◆ INFORMATION SHOWN:
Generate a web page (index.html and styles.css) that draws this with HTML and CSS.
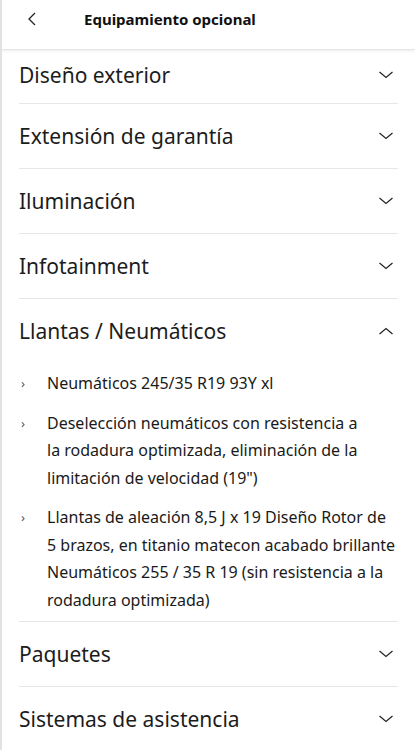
==
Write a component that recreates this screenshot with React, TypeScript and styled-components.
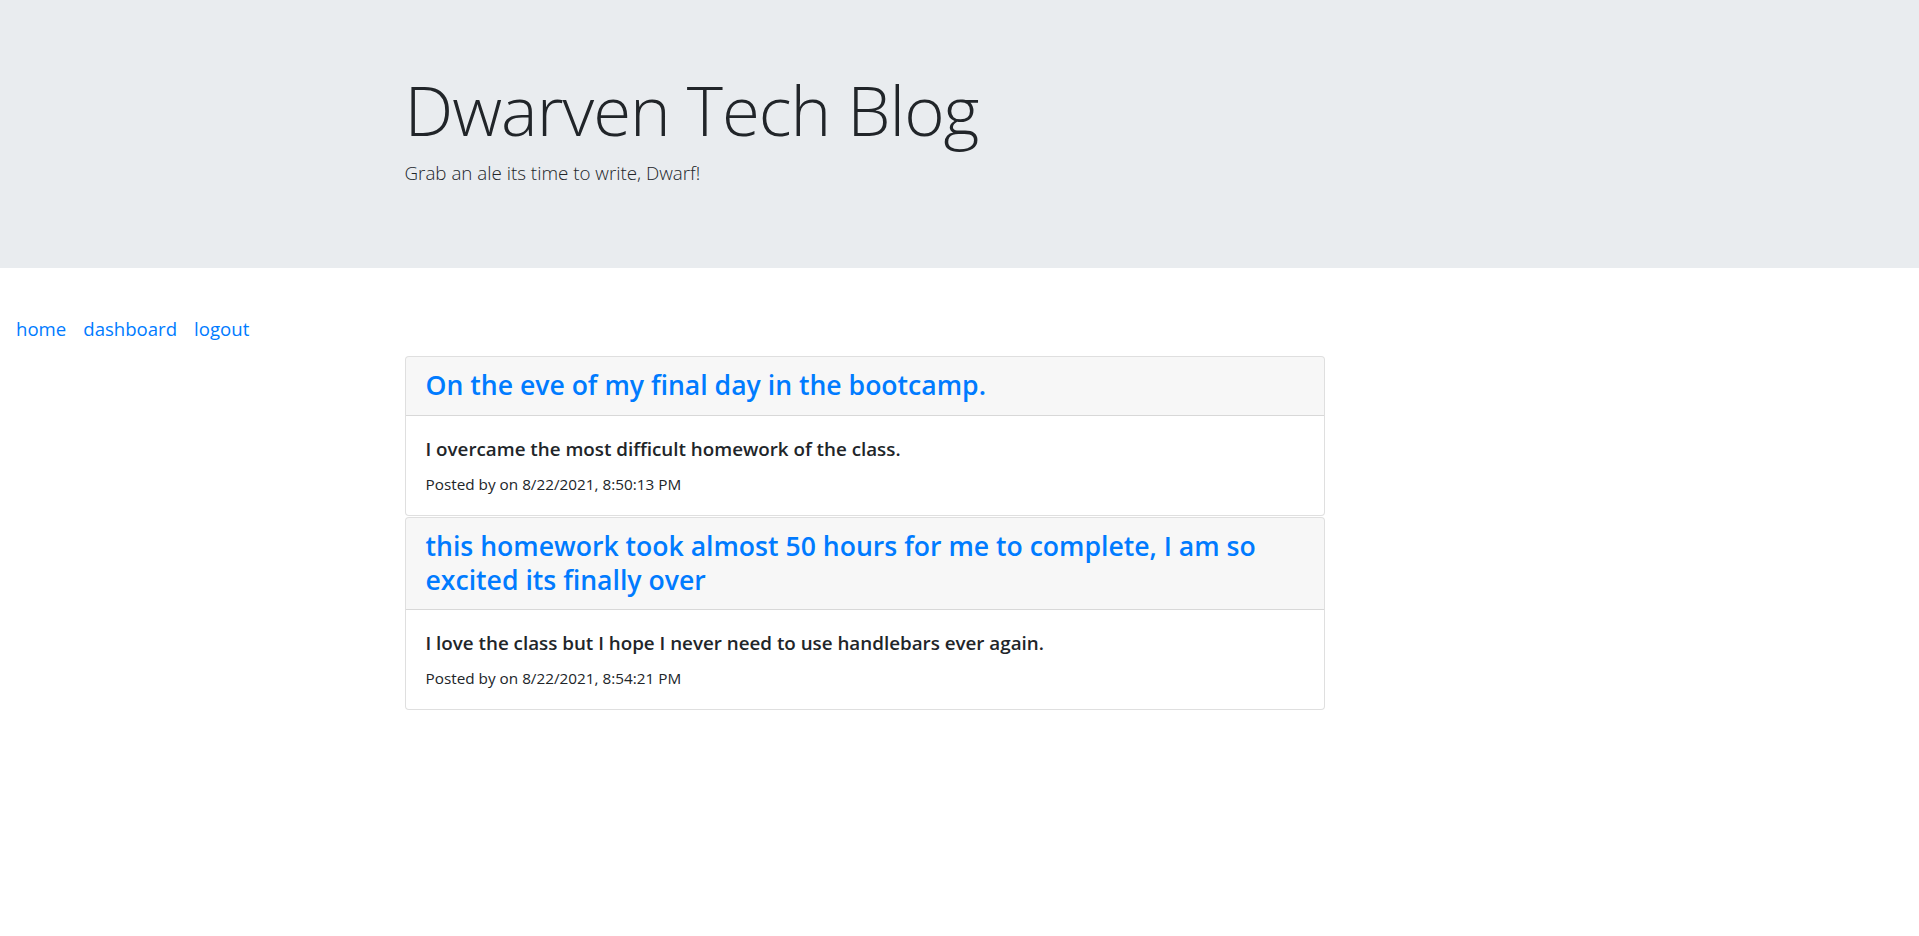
...
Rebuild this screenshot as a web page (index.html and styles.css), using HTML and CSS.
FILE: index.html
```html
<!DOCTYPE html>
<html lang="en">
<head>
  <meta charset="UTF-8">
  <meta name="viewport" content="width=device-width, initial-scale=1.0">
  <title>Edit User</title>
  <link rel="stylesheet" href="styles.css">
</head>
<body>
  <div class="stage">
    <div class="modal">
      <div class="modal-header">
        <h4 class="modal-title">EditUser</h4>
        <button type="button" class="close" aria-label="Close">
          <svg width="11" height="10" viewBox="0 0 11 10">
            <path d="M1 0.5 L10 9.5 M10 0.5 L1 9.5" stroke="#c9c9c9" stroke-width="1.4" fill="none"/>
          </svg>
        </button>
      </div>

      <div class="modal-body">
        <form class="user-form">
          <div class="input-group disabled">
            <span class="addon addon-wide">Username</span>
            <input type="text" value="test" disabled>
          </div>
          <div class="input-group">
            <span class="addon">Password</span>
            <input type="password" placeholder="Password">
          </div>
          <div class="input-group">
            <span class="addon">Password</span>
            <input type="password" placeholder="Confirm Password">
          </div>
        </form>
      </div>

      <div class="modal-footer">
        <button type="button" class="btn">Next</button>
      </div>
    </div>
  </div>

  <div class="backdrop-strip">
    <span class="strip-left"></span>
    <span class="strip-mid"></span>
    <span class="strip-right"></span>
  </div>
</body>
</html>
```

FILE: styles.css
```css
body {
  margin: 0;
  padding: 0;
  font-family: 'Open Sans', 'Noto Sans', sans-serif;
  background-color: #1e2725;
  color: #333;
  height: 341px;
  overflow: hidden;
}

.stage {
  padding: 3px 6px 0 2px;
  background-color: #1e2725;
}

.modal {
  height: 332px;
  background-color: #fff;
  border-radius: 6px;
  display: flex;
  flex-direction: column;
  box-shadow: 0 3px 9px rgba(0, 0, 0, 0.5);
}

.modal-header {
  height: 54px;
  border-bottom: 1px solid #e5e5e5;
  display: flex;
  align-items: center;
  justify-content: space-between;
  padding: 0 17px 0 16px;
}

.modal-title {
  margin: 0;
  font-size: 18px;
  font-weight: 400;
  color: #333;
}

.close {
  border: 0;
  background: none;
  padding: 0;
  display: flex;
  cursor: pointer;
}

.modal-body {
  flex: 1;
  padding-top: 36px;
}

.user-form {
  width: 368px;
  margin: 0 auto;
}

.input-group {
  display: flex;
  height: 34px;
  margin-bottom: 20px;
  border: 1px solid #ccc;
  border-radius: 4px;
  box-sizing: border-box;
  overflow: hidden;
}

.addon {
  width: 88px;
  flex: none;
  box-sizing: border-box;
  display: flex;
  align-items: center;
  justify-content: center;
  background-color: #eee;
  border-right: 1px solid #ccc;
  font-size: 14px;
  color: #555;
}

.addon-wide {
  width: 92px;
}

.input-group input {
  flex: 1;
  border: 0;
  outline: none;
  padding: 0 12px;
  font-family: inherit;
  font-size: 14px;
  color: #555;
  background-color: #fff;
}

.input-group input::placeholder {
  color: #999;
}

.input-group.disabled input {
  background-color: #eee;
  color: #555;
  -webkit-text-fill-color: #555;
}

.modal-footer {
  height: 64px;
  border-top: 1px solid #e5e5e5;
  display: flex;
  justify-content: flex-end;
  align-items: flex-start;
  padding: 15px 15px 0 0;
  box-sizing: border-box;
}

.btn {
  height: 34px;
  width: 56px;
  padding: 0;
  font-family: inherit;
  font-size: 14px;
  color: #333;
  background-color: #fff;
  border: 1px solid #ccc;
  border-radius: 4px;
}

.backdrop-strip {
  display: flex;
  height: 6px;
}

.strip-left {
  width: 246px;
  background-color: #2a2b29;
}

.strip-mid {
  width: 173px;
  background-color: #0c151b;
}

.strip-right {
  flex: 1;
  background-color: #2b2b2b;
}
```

◆ GIVEN REQUEST:
Search the data for "with". Copy every matching line.

◆ RESULT OF THE TASK:
Generate a web page (index.html and styles.css) that draws this with HTML and CSS.
Write a component that recreates this screenshot with React, TypeScript and styled-components.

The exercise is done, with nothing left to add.